2. In the late 1970s and early 1980s, skateboarders were: punk rockers; had a lingo and music; according to some, lived a rebellious life; performed tricks on stages; and used the skateboard as transportation.
This combination of competition, culture, and subculture transformed the informal activity into the industry.
That recreational art form, reportedly in 2009 had a market value estimated as $4.8 billion, and 11.08 million active skateboarders in the world.”
Barbados now has its California road Tennis story.
PZ Road Tennis Store offers 8 Racket sizes for Kids-Adults and Road Tennis Apparel.
The female Barbadian road tennis believer has formed an alliance with educators. Road tennis is part of a physical education fitness curriculum; and a STEM-based project. Road tennis is teaching students mathematics and science.
Without question, the potential of road tennis as an activity exists. But will Barbadians hold fast to their creation, and, continue to develop it on their own as a competition rather” than borrow ideas and learn from the development of other informal sports.

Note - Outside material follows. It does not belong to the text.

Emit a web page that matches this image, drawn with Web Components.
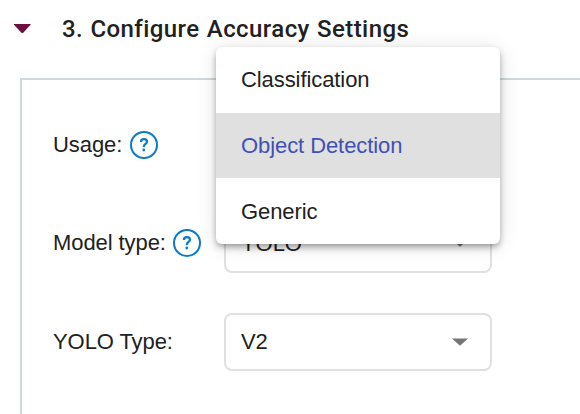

The 2032 Olympics awaits road tennis. A roadshow of road tennis is overdue: Tuk-Band rhythms, stilt dancers and drummers for half-time shows. Road tennis in Barbados needs promotions: festivals, tournaments between the teams from the parks and the villages.
Students should be required to research and write the history of the sport for school credit. Lest Barbados forgets, Trinidad failed to convert steel pan into an industry.
It remained just a carnival competitive treasure for too long. Other countries now make and sell electric and amplified steel pans. Barbados: Hard ears yuh won’t hear, own way yuh gine feel.” Meanwhile, the 2032 Olympics await Banjo Tennis or Zipp Tennis.
Walter Edey is a retired math and science educator.